YOUR GOAL:
Scan the listing below and copy every line holding "styles".

DATA:
::::::

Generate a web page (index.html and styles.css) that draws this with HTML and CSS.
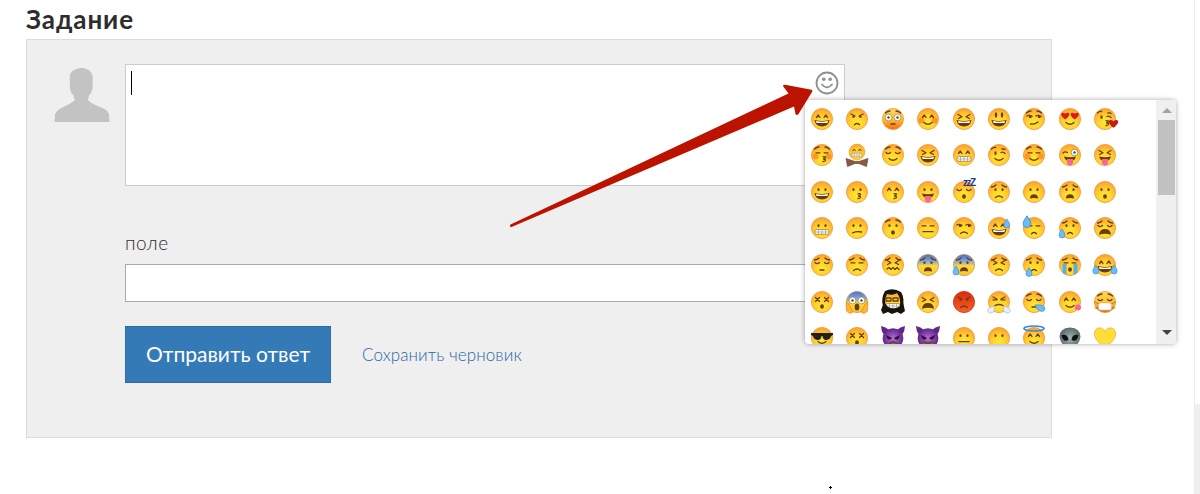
FILE: index.html
```html
<!DOCTYPE html>
<html lang="ru">
<head>
    <meta charset="UTF-8">
    <meta name="viewport" content="width=device-width, initial-scale=1.0">
    <title>Задание</title>
    <link rel="stylesheet" href="styles.css">
</head>
<body>
    <div class="page">
        <h1>Задание</h1>
        <form class="answer">
            <svg class="avatar" viewBox="0 0 56 54">
                <path d="M27 0C32 0 37.500 2 38.500 8Q39 12 38.500 16.500Q39.500 18.500 38 22Q37.500 26 35 27.500Q34.500 31 34 32C40 39 52 38 55 46L55.500 54H.5L1 46C4 39 15 38 21 32Q20 31 19.500 27.500Q17 26 16.500 22Q15 19 16 16.500Q15.500 10 16 6.500Q18 1 27 0Z"/>
            </svg>
            <div class="fields">
                <div class="message">
                    <span class="caret"></span>
                    <svg class="smile" viewBox="0 0 24 24">
                        <circle cx="12" cy="12" r="10.500"/>
                        <path d="M7 13.500q5 6 10 0"/>
                        <circle class="eye" cx="8.800" cy="8.300" r="1.800"/>
                        <circle class="eye" cx="15.200" cy="8.300" r="1.800"/>
                    </svg>
                    <div class="picker">
                        <div class="emojis" id="emojis"></div>
                        <div class="scroll">
                            <i class="up"></i>
                            <div class="thumb"></div>
                            <i class="down"></i>
                        </div>
                    </div>
                </div>
                <label for="field">поле</label>
                <input type="text" id="field">
                <div class="actions">
                    <button type="button">Отправить ответ</button>
                    <a href="#">Сохранить черновик</a>
                </div>
            </div>
        </form>
    </div>
    <div class="side"></div>
    <span class="dot"></span>
    <svg class="arrow" viewBox="0 0 310 150">
        <path d="M1.500 144.500L279.500 13.500L274.300 6.500Q273.500 4.500 276 4.800L302.500 9.800Q304 10.500 303 12L289.500 34Q287.500 36 286.500 34L285 26.500L2.500 147Q0 147.500 1.500 144.500Z"/>
    </svg>
    <svg class="defs">
        <defs>
            <radialGradient id="yellow" cx=".5" cy=".68" r=".68"><stop offset="0" stop-color="#ffe92f"/><stop offset=".5" stop-color="#ffcf2f"/><stop offset="1" stop-color="#fb9f2f"/></radialGradient>
            <linearGradient id="warm" x2="0" y2="1"><stop offset="0" stop-color="#ffd45c"/><stop offset=".5" stop-color="#ffc52b"/><stop offset="1" stop-color="#f5661b"/></linearGradient>
            <linearGradient id="blue" x2="0" y2="1"><stop offset="0" stop-color="#3b6fe0"/><stop offset=".35" stop-color="#92a9cc"/><stop offset=".55" stop-color="#ffd93a"/><stop offset="1" stop-color="#ffc42b"/></linearGradient>
            <linearGradient id="red" x2="0" y2="1"><stop offset="0" stop-color="#dc2a0d"/><stop offset="1" stop-color="#f4622a"/></linearGradient>
            <radialGradient id="purple"><stop offset="0" stop-color="#b56ccf"/><stop offset="1" stop-color="#61268b"/></radialGradient>
            <radialGradient id="grey"><stop offset="0" stop-color="#a6b3b2"/><stop offset="1" stop-color="#586b6e"/></radialGradient>
        </defs>
    </svg>
    <script src="script.js"></script>
</body>
</html>
```
FILE: styles.css
```css
* {
    box-sizing: border-box;
}
body {
    position: relative;
    margin: 0;
    height: 494px;
    overflow: hidden;
    background: #fff;
    color: #2d2d2d;
    font-family: Lato, "Open Sans", sans-serif;
    display: flex;
    justify-content: space-between;
}
.page {
    width: 1026px;
    margin-left: 26px;
}
h1 {
    margin: 0;
    height: 39px;
    padding-top: 2px;
    font-size: 26px;
    line-height: 34px;
    letter-spacing: 0.9px;
    font-weight: bold;
}
.answer {
    display: flex;
    height: 399px;
    padding: 24px 27px 0;
    background: #efefef;
    border: 1px solid #dcdcdc;
}
.avatar {
    width: 56px;
    height: 54px;
    margin: 3.500px 15px 0 0;
    fill: #c3c3c3;
}
.fields {
    width: 720px;
}
.message {
    position: relative;
    height: 122px;
    padding: 6px 5px;
    border: 1px solid #ccc;
    background: #fff;
    display: flex;
    justify-content: space-between;
}
.caret {
    width: 1px;
    height: 24px;
    background: #000;
}
.smile {
    width: 24px;
    height: 24px;
    fill: none;
    stroke: #8b9096;
    stroke-width: 1.8;
    stroke-linecap: round;
}
.smile .eye {
    fill: #8b9096;
    stroke: none;
}
.picker {
    position: absolute;
    left: 679px;
    top: 35px;
    width: 371px;
    height: 244px;
    display: flex;
    overflow: hidden;
    background: #fff;
    border-radius: 4px;
    box-shadow: 0 0 5px rgba(0, 0, 0, 0.35);
}
.emojis {
    flex: 1;
    margin-left: -0.7px;
    display: grid;
    grid-template-columns: repeat(9, 35.4px);
    grid-auto-rows: 36.55px;
    place-items: center;
    align-content: start;
    padding-top: 0.5px;
}
.emojis svg {
    width: 24px;
    height: 24px;
    overflow: visible;
}
.line {
    fill: none;
    stroke: #6b3d0c;
    stroke-width: 1.3;
    stroke-linecap: round;
    stroke-linejoin: round;
}
.ink {
    fill: #6b3d0c;
}
.white {
    fill: #fff;
    stroke: #6b4a20;
    stroke-width: 0.5;
}
.drop {
    fill: #6cbcf5;
    stroke: #3487cf;
    stroke-width: 0.6;
}
.zzz {
    fill: #1e3a8c;
    font: bold 10px "Liberation Sans", sans-serif;
}
.scroll {
    width: 20px;
    padding: 8px 1px 9px 2px;
    background: #f0f0f0;
    display: flex;
    flex-direction: column;
    align-items: center;
}
.thumb {
    width: 17px;
    height: 75px;
    margin: 7px 0 auto;
    background: #c1c1c1;
}
.up,
.down {
    border: 5px solid transparent;
    border-top-width: 0;
    border-bottom-color: #a3a3a3;
}
.down {
    border-width: 5px 5px 0;
    border-top-color: #444;
}
label {
    display: block;
    height: 78px;
    padding-top: 45px;
    font-size: 19px;
    font-weight: 300;
    line-height: 24px;
    letter-spacing: 0.5px;
}
input {
    display: block;
    width: 100%;
    height: 38px;
    border: 1px solid #aaa;
    background: #fff;
}
.actions {
    display: flex;
    align-items: center;
    margin-top: 24px;
}
button {
    width: 206px;
    height: 57px;
    padding: 0 0 2px;
    border: 1px solid #2e6da4;
    background: #337ab7;
    color: #fff;
    font: 21px Lato, "Open Sans", sans-serif;
}
.actions a {
    margin-left: 31px;
    color: #1f68a8;
    font-size: 17px;
    font-weight: 300;
    letter-spacing: 0.1px;
    text-decoration: none;
}
.side {
    width: 6px;
    border-left: 1px solid #ececec;
    background: linear-gradient(#fff 404px, #efefef 404px);
}
.dot {
    position: absolute;
    left: 829px;
    top: 487px;
    width: 3px;
    height: 1px;
    background: #000;
}
.dot::after {
    content: "";
    position: absolute;
    left: 1px;
    top: -1px;
    width: 1px;
    height: 3px;
    background: #000;
}
.arrow {
    position: absolute;
    left: 509px;
    top: 80px;
    width: 310px;
    height: 150px;
    overflow: visible;
    fill: #bb1300;
}
.defs {
    position: absolute;
    width: 0;
    height: 0;
}
```
FILE: script.js
```javascript
const line = d => `<path class="line" d="${d}"/>`;
const ink = d => `<path class="ink" d="${d}"/>`;
const face = fill => `<circle cx="12" cy="12" r="10.600" fill="url(#${fill})" stroke="${fill === 'red' ? '#c9310f' : fill === 'blue' ? '#c09a50' : '#ee9b3c'}" stroke-width=".8"/>`;
const heart = (x, y, s, c) => `<path transform="translate(${x} ${y}) scale(${s})" fill="${c}" d="M0 3C-8-3-3-6 0-3C3-6 8-3 0 3Z"/>`;
const drop = (x, y, s) => `<path class="drop" transform="translate(${x} ${y}) scale(${s})" d="M0-4Q3 0 3 2A3 3 0 0 1-3 2Q-3 0 0-4Z"/>`;
const horns = '<path fill="#61268b" d="M0 0Q5 1 8 4L3 9Q0 5 0 0ZM24 0Q19 1 16 4L21 9Q24 5 24 0Z"/><circle cx="12" cy="12.500" r="10.300" fill="url(#purple)"/>';

const parts = {
    yellow: face('yellow'),
    warm: face('warm'),
    blue: face('blue'),
    red: face('red'),
    imp: horns,

    // eyes
    dots: '<ellipse class="ink" cx="8.500" cy="9.700" rx="1.100" ry="1.400"/><ellipse class="ink" cx="15.500" cy="9.700" rx="1.100" ry="1.400"/>',
    tall: '<ellipse class="ink" cx="9" cy="8" rx="1.200" ry="2.800"/><ellipse class="ink" cx="15" cy="8" rx="1.200" ry="2.800"/>',
    happy: line('M6.500 10.500L8.300 8L10 10.500M14 10.500L15.700 8L17.500 10.500'),
    closed: line('M5 9.500q2.200 2.200 4.500 0M14.500 9.500q2.200 2.200 4.500 0'),
    shut: line('M6 9.800h4M14 9.800h4'),
    squint: line('M6 7.500L10 9.700L6.500 11.500M18 7.500L14 9.700L17.500 11.500'),
    cross: line('M5.500 7.500l4 4m0-4l-4 4M14.500 7.500l4 4m0-4l-4 4'),
    wide: '<circle class="white" cx="7.500" cy="10.500" r="3.400"/><circle class="white" cx="16.500" cy="10.500" r="3.400"/><circle class="ink" cx="7.500" cy="10.500" r="1.200"/><circle class="ink" cx="16.500" cy="10.500" r="1.200"/>',
    hearts: heart(7.3, 9.7, .95, '#db1b18') + heart(16.7, 9.7, .95, '#db1b18'),
    side: line('M5 9q2-1.500 5 .3M14 9q2-1.500 5 .3') + ink('M7 9h2.500v2h-2.500zM16 9h2.500v2h-2.500z'),
    wink: ink('M7.500 8.500h2v3.200h-2z') + line('M14 9.500q2-1 4 1M4.500 6q2-2 4-1.500M15 6q2-.5 3 .5'),
    bigwink: line('M5 10q2-1.800 4.500-.5') + '<circle class="white" cx="16.500" cy="9.500" r="3.300"/><circle cx="16.500" cy="9.500" r="1.300" fill="#456"/>',

    // brows
    raised: line('M4.500 6q2-2 4.500-2M15 4q2.500 0 4.500 2'),
    worried: line('M4.500 7q3-.3 4.500-2M15 5q1.500 1.700 4.500 2'),
    angry: line('M6 7L10 9M18 7L14 9'),

    // mouths
    grin: '<path fill="#683912" d="M4.500 13Q12 15 19.500 13Q18.500 19.500 12 19.500Q5.500 19.500 4.500 13Z"/><path fill="#fff" d="M6 14Q12 15.500 18 14L17.500 16H6.500Z"/>',
    teeth: '<rect class="white" x="5" y="13.500" width="14" height="4.800" rx="2"/><path d="M5.500 16H18.500M8.500 13.500V18.300M12 13.500V18.300M15.500 13.500V18.300" stroke="#8b8b85" stroke-width=".6"/>',
    smile: line('M8 15.500q4 3.500 8 0'),
    smirk: line('M8.500 17q4 .8 7.500-2'),
    frown: line('M8.500 17.500q3.500-3 7 0'),
    pout: line('M9.500 17.800q2.500-2.500 5 0'),
    flat: line('M7 15.700H17'),
    small: line('M10 17H14'),
    slant: line('M7.500 17q4-2 9-1'),
    wavy: line('M6 16l2-1.500 2 2 2-2 2 2 2-2 2 2'),
    kiss: line('M13 13.800q3-.5 2.500 1L13.500 16q3 .3 1.500 2L13 18.700'),
    oh: '<ellipse class="ink" cx="12" cy="16.500" rx="1.900" ry="2.300"/>',
    gape: ink('M8 18.500Q8 14.300 12 14.300Q16 14.300 16 18.500Q12 17.500 8 18.500Z'),
    wail: ink('M6 18.800Q6.500 13 12 13Q17.500 13 18 18.800Q12 16.500 6 18.800Z'),
    tongue: ink('M6 13.500Q12 15 18 13.500Q17 18 12 18Q7 18 6 13.500Z') + '<path fill="#f5679a" d="M9 16H15V19.500Q14.500 22.500 12 22.500Q9.500 22.500 9 19.500Z"/>',

    // extras
    blush: '<circle cx="5.500" cy="13.500" r="3" fill="#fa6a21" opacity=".55"/><circle cx="18.500" cy="13.500" r="3" fill="#fa6a21" opacity=".55"/>',
    love: heart(20.5, 17.5, 1.1, '#c91919'),
    bow: '<path fill="#8a5a42" stroke="#5c3525" stroke-width=".6" d="M1 15.500L10 18.500H14L23 15.500L21.500 23.500L14 20.500H10L2.500 23.500Z"/>',
    zzz: '<text class="zzz" x="11" y="6" textLength="13">zzZ</text>',
    sweat: drop(19.8, 7, 1),
    bead: drop(5, 5, 1.3),
    tearLeft: drop(4, 17, 1),
    tear: drop(7, 18.5, 1),
    streams: '<path fill="#60acdf" d="M4.500 11H8.500V22L4.500 20ZM15.500 11H19.500V20L15.500 22Z"/>',
    joy: drop(2.8, 16, 1) + drop(21.2, 16, 1),
    hands: '<path fill="#ffb52d" stroke="#d87e20" stroke-width=".6" d="M1 12L4 14L8 22Q5 25 1.500 21ZM23 12L20 14L16 22Q19 25 22.500 21Z"/><ellipse class="ink" cx="12" cy="17" rx="2.400" ry="3.500"/>',
    beard: '<path fill="#17130f" fill-rule="evenodd" d="M4 1Q12-3 20 2Q23 7 22 12L24 21L20 24L16 22L11 24L7 22L2 24L0 20L2 15Q0 8 4 1ZM6 4Q2 12 6 16Q12 21 19 16Q20 8 16 3Q12 6 6 4Z"/><path class="line" d="M5 8h5v3h-5zM12 8h5v3h-5z"/>',
    steam: '<path fill="#e8f0fa" stroke="#9db2cb" stroke-width=".6" d="M7 16L2 18Q-1 22 3 23Q6 24 7.500 20ZM17 16L22 18Q25 22 21 23Q18 24 16.500 20Z"/>' + line('M8 15.500q4-2 8 0'),
    bubble: '<path class="drop" d="M13 15Q23 14 23 19Q21 24 15 19Z"/>',
    lick: '<circle cx="20" cy="17.500" r="3" fill="#f36697"/>',
    mask: '<path class="line" stroke-opacity=".4" d="M1.500 12L6 14M22.500 12L18 14M2 18H6M22 18H18"/><rect x="5.500" y="13" width="13" height="7" rx="2" fill="#fff" stroke="#bbb" stroke-width=".5"/>',
    shades: '<path fill="#20201f" d="M1 7H23V9L21 10Q20 14 16 14Q13 14 12.500 10H11.500Q11 14 8 14Q4 14 3 10L1 9Z"/>',
    impEyes: '<path fill="#25103a" d="M5 9L11 12Q8 15 6 12ZM19 9L13 12Q16 15 18 12Z"/>',
    halo: '<ellipse cx="12" cy="2.500" rx="10" ry="2.500" fill="none" stroke="#3a85dc" stroke-width="1.700"/>',
    alien: '<path fill="url(#grey)" d="M12 1.500Q22.500 2 22.500 11Q21 20 12 23Q3 20 1.500 11Q1.500 2 12 1.500Z"/><path fill="#111" d="M3.500 9Q10 8 10.500 14Q5 17 3.500 9ZM20.500 9Q14 8 13.500 14Q19 17 20.500 9Z"/>',
    gold: '<path fill="#ffdf35" stroke="#ecae29" stroke-width=".8" d="M12 22C4 16 1 11 1.500 7C2 1 9 0 12 5.500C15 0 22 1 22.500 7C23 11 20 16 12 22Z"/>'
};

// small grinning face above the bow tie
parts.bowtie = `<g transform="translate(3 0) scale(.75)">${parts.yellow}${parts.happy}${parts.teeth}</g>${parts.bow}`;

const emojis = [
    'yellow happy grin', 'yellow angry dots pout', 'warm raised wide small', 'yellow blush happy smile', 'yellow squint grin', 'yellow tall grin', 'yellow raised side smirk', 'yellow hearts smile', 'yellow wink kiss love',
    'yellow blush shut raised kiss', 'bowtie', 'yellow closed raised smile', 'yellow squint grin', 'yellow happy teeth', 'yellow wink smile', 'yellow blush shut raised smile', 'yellow bigwink tongue', 'yellow squint tongue',
    'yellow dots grin', 'yellow dots kiss', 'yellow happy kiss', 'yellow dots tongue', 'yellow closed oh zzz', 'yellow worried dots frown', 'yellow dots gape', 'yellow worried dots gape', 'yellow dots oh',
    'yellow dots teeth', 'yellow dots slant', 'yellow raised dots oh', 'yellow shut flat', 'yellow side frown', 'yellow happy grin sweat', 'yellow shut pout bead', 'yellow worried dots pout tearLeft', 'yellow worried closed wail',
    'yellow worried closed small', 'yellow worried shut frown', 'yellow worried squint wavy', 'blue worried dots gape', 'blue worried dots gape tearLeft', 'yellow worried squint frown', 'yellow worried dots pout tear', 'yellow worried shut streams oh', 'yellow happy grin joy',
    'yellow cross oh', 'blue wide hands', 'yellow teeth beard', 'yellow squint wail', 'red angry dots frown', 'yellow angry shut steam', 'yellow raised closed small bubble', 'yellow happy smile lick', 'warm closed raised mask',
    'yellow shades smile', 'yellow cross oh', 'imp impEyes frown', 'imp impEyes smile', 'yellow dots flat', 'yellow dots', 'yellow happy smile halo', 'alien', 'gold'
];

document.getElementById('emojis').innerHTML = emojis
    .map(names => `<svg viewBox="0 0 24 24">${names.split(' ').map(n => parts[n]).join('')}</svg>`)
    .join('');
```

::::::

FINISHED TASK:
Generate a web page (index.html and styles.css) that draws this with HTML and CSS.
    <link rel="stylesheet" href="styles.css">
FILE: styles.css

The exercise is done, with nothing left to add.